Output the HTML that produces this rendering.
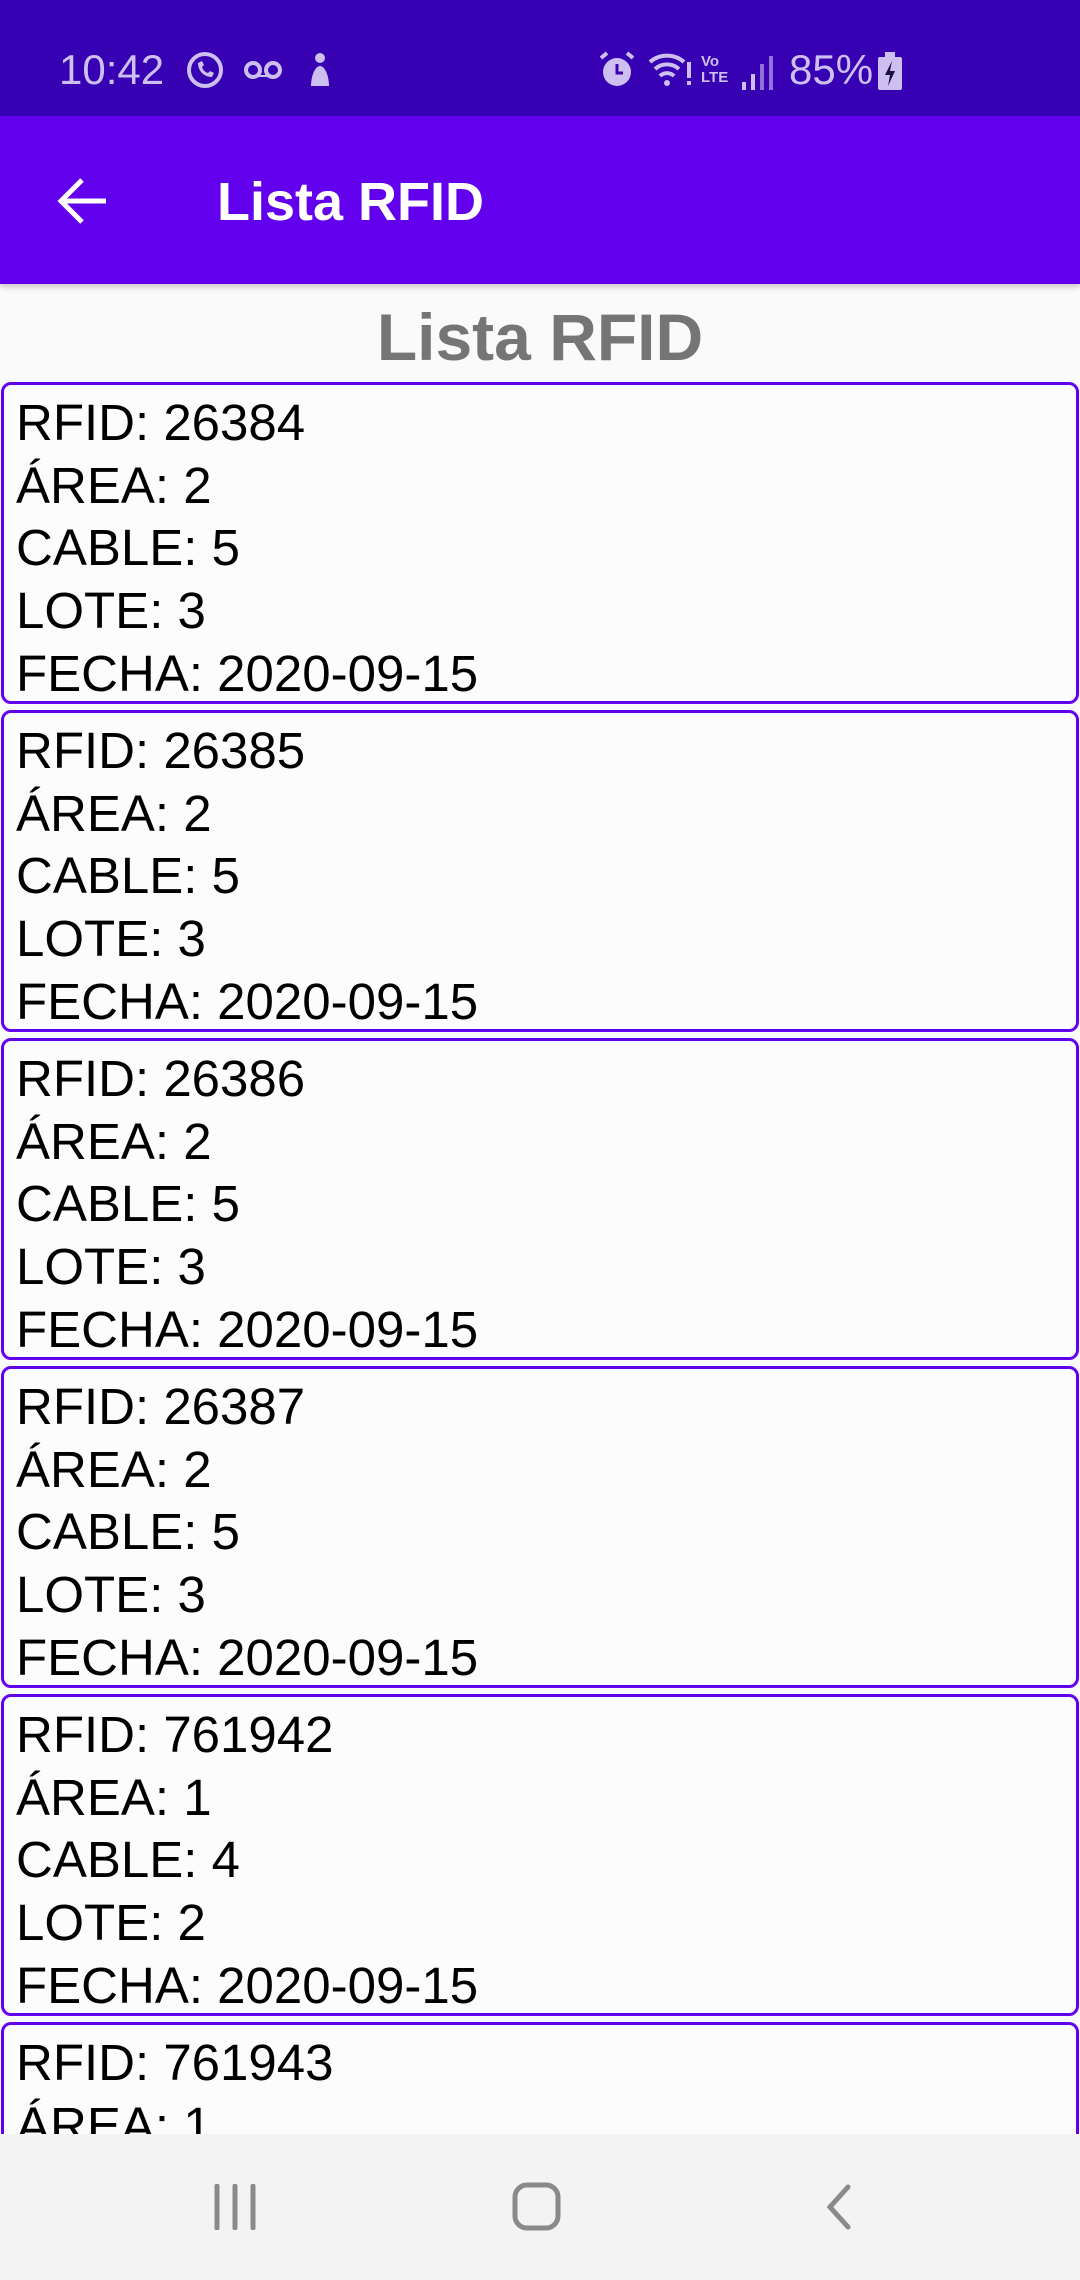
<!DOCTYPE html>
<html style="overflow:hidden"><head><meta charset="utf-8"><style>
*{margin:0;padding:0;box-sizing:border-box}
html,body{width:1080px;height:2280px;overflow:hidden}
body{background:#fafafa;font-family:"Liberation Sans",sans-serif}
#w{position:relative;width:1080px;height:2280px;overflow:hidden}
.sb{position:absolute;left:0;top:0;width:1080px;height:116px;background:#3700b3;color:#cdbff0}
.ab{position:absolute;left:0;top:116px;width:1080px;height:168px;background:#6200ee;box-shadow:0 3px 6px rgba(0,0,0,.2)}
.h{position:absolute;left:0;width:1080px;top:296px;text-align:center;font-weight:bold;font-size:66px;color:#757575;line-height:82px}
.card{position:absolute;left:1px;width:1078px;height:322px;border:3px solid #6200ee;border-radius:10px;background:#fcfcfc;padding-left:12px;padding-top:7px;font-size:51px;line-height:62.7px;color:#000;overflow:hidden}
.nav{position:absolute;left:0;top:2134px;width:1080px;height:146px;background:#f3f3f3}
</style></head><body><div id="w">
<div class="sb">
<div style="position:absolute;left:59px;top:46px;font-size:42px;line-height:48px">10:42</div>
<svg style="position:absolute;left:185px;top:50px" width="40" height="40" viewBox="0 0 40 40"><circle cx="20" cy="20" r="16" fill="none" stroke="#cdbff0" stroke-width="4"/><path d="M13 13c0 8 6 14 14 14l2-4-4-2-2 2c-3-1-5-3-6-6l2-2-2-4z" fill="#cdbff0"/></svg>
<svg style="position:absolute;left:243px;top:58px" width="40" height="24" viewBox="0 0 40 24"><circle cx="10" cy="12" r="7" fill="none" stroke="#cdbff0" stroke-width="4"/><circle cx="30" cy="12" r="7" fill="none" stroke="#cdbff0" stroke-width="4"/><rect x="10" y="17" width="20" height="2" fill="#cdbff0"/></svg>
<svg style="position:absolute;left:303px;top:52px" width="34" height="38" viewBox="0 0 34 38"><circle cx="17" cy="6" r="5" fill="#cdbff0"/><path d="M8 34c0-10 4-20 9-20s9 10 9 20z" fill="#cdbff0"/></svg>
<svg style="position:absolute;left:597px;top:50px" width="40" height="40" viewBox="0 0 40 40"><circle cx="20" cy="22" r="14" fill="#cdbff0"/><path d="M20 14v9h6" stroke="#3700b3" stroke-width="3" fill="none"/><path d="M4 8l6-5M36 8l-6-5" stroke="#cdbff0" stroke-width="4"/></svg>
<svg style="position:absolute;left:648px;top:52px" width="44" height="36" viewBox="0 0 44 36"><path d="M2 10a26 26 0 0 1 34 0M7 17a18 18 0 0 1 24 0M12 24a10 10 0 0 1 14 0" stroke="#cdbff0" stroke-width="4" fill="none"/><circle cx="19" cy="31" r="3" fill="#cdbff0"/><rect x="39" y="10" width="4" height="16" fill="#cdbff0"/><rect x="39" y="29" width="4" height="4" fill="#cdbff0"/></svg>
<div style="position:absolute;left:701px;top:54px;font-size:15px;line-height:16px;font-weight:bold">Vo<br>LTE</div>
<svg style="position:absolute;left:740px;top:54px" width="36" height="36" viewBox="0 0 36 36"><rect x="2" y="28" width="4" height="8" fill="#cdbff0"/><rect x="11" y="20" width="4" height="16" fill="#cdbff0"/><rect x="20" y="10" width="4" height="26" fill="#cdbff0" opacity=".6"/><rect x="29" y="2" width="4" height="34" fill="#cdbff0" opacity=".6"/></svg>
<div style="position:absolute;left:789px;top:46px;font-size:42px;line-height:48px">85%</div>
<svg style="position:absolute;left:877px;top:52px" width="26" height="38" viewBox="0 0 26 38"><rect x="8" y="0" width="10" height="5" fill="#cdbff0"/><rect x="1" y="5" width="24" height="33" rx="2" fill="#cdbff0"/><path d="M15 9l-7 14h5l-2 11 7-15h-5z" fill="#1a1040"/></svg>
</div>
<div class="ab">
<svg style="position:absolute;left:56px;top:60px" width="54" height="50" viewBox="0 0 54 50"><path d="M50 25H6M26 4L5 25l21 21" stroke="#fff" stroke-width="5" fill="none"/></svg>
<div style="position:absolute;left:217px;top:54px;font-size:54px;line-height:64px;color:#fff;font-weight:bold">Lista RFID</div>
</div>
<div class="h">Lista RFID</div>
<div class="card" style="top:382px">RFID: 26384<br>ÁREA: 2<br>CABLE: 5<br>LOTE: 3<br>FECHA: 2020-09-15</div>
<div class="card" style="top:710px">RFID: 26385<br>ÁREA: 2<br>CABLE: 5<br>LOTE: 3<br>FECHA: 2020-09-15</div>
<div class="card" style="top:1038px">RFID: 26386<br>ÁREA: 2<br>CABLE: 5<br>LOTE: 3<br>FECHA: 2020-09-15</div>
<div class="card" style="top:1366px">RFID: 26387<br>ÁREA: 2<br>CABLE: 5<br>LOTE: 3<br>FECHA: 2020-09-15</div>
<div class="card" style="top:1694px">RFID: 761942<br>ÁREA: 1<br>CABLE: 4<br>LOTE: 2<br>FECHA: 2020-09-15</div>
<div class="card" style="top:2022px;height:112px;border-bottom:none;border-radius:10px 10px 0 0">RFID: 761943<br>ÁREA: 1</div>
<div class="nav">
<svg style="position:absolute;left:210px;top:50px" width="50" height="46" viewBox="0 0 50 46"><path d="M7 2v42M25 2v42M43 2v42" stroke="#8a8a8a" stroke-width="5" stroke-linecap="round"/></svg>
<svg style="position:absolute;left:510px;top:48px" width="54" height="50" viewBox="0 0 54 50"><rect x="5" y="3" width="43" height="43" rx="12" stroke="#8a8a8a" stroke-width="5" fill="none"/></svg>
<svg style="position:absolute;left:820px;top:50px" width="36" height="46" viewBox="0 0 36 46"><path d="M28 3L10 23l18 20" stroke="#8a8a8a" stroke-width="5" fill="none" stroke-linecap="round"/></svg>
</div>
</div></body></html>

**Do this:**
Repeat the material above word for word and skip every image in it.

**The solution:**
Output the HTML that produces this rendering.
<!DOCTYPE html>
<html style="overflow:hidden"><head><meta charset="utf-8"><style>
*{margin:0;padding:0;box-sizing:border-box}
html,body{width:1080px;height:2280px;overflow:hidden}
body{background:#fafafa;font-family:"Liberation Sans",sans-serif}
#w{position:relative;width:1080px;height:2280px;overflow:hidden}
.sb{position:absolute;left:0;top:0;width:1080px;height:116px;background:#3700b3;color:#cdbff0}
.ab{position:absolute;left:0;top:116px;width:1080px;height:168px;background:#6200ee;box-shadow:0 3px 6px rgba(0,0,0,.2)}
.h{position:absolute;left:0;width:1080px;top:296px;text-align:center;font-weight:bold;font-size:66px;color:#757575;line-height:82px}
.card{position:absolute;left:1px;width:1078px;height:322px;border:3px solid #6200ee;border-radius:10px;background:#fcfcfc;padding-left:12px;padding-top:7px;font-size:51px;line-height:62.7px;color:#000;overflow:hidden}
.nav{position:absolute;left:0;top:2134px;width:1080px;height:146px;background:#f3f3f3}
</style></head><body><div id="w">
<div class="sb">
<div style="position:absolute;left:59px;top:46px;font-size:42px;line-height:48px">10:42</div>
<svg style="position:absolute;left:185px;top:50px" width="40" height="40" viewBox="0 0 40 40"><circle cx="20" cy="20" r="16" fill="none" stroke="#cdbff0" stroke-width="4"/><path d="M13 13c0 8 6 14 14 14l2-4-4-2-2 2c-3-1-5-3-6-6l2-2-2-4z" fill="#cdbff0"/></svg>
<svg style="position:absolute;left:243px;top:58px" width="40" height="24" viewBox="0 0 40 24"><circle cx="10" cy="12" r="7" fill="none" stroke="#cdbff0" stroke-width="4"/><circle cx="30" cy="12" r="7" fill="none" stroke="#cdbff0" stroke-width="4"/><rect x="10" y="17" width="20" height="2" fill="#cdbff0"/></svg>
<svg style="position:absolute;left:303px;top:52px" width="34" height="38" viewBox="0 0 34 38"><circle cx="17" cy="6" r="5" fill="#cdbff0"/><path d="M8 34c0-10 4-20 9-20s9 10 9 20z" fill="#cdbff0"/></svg>
<svg style="position:absolute;left:597px;top:50px" width="40" height="40" viewBox="0 0 40 40"><circle cx="20" cy="22" r="14" fill="#cdbff0"/><path d="M20 14v9h6" stroke="#3700b3" stroke-width="3" fill="none"/><path d="M4 8l6-5M36 8l-6-5" stroke="#cdbff0" stroke-width="4"/></svg>
<svg style="position:absolute;left:648px;top:52px" width="44" height="36" viewBox="0 0 44 36"><path d="M2 10a26 26 0 0 1 34 0M7 17a18 18 0 0 1 24 0M12 24a10 10 0 0 1 14 0" stroke="#cdbff0" stroke-width="4" fill="none"/><circle cx="19" cy="31" r="3" fill="#cdbff0"/><rect x="39" y="10" width="4" height="16" fill="#cdbff0"/><rect x="39" y="29" width="4" height="4" fill="#cdbff0"/></svg>
<div style="position:absolute;left:701px;top:54px;font-size:15px;line-height:16px;font-weight:bold">Vo<br>LTE</div>
<svg style="position:absolute;left:740px;top:54px" width="36" height="36" viewBox="0 0 36 36"><rect x="2" y="28" width="4" height="8" fill="#cdbff0"/><rect x="11" y="20" width="4" height="16" fill="#cdbff0"/><rect x="20" y="10" width="4" height="26" fill="#cdbff0" opacity=".6"/><rect x="29" y="2" width="4" height="34" fill="#cdbff0" opacity=".6"/></svg>
<div style="position:absolute;left:789px;top:46px;font-size:42px;line-height:48px">85%</div>
<svg style="position:absolute;left:877px;top:52px" width="26" height="38" viewBox="0 0 26 38"><rect x="8" y="0" width="10" height="5" fill="#cdbff0"/><rect x="1" y="5" width="24" height="33" rx="2" fill="#cdbff0"/><path d="M15 9l-7 14h5l-2 11 7-15h-5z" fill="#1a1040"/></svg>
</div>
<div class="ab">
<svg style="position:absolute;left:56px;top:60px" width="54" height="50" viewBox="0 0 54 50"><path d="M50 25H6M26 4L5 25l21 21" stroke="#fff" stroke-width="5" fill="none"/></svg>
<div style="position:absolute;left:217px;top:54px;font-size:54px;line-height:64px;color:#fff;font-weight:bold">Lista RFID</div>
</div>
<div class="h">Lista RFID</div>
<div class="card" style="top:382px">RFID: 26384<br>ÁREA: 2<br>CABLE: 5<br>LOTE: 3<br>FECHA: 2020-09-15</div>
<div class="card" style="top:710px">RFID: 26385<br>ÁREA: 2<br>CABLE: 5<br>LOTE: 3<br>FECHA: 2020-09-15</div>
<div class="card" style="top:1038px">RFID: 26386<br>ÁREA: 2<br>CABLE: 5<br>LOTE: 3<br>FECHA: 2020-09-15</div>
<div class="card" style="top:1366px">RFID: 26387<br>ÁREA: 2<br>CABLE: 5<br>LOTE: 3<br>FECHA: 2020-09-15</div>
<div class="card" style="top:1694px">RFID: 761942<br>ÁREA: 1<br>CABLE: 4<br>LOTE: 2<br>FECHA: 2020-09-15</div>
<div class="card" style="top:2022px;height:112px;border-bottom:none;border-radius:10px 10px 0 0">RFID: 761943<br>ÁREA: 1</div>
<div class="nav">
<svg style="position:absolute;left:210px;top:50px" width="50" height="46" viewBox="0 0 50 46"><path d="M7 2v42M25 2v42M43 2v42" stroke="#8a8a8a" stroke-width="5" stroke-linecap="round"/></svg>
<svg style="position:absolute;left:510px;top:48px" width="54" height="50" viewBox="0 0 54 50"><rect x="5" y="3" width="43" height="43" rx="12" stroke="#8a8a8a" stroke-width="5" fill="none"/></svg>
<svg style="position:absolute;left:820px;top:50px" width="36" height="46" viewBox="0 0 36 46"><path d="M28 3L10 23l18 20" stroke="#8a8a8a" stroke-width="5" fill="none" stroke-linecap="round"/></svg>
</div>
</div></body></html>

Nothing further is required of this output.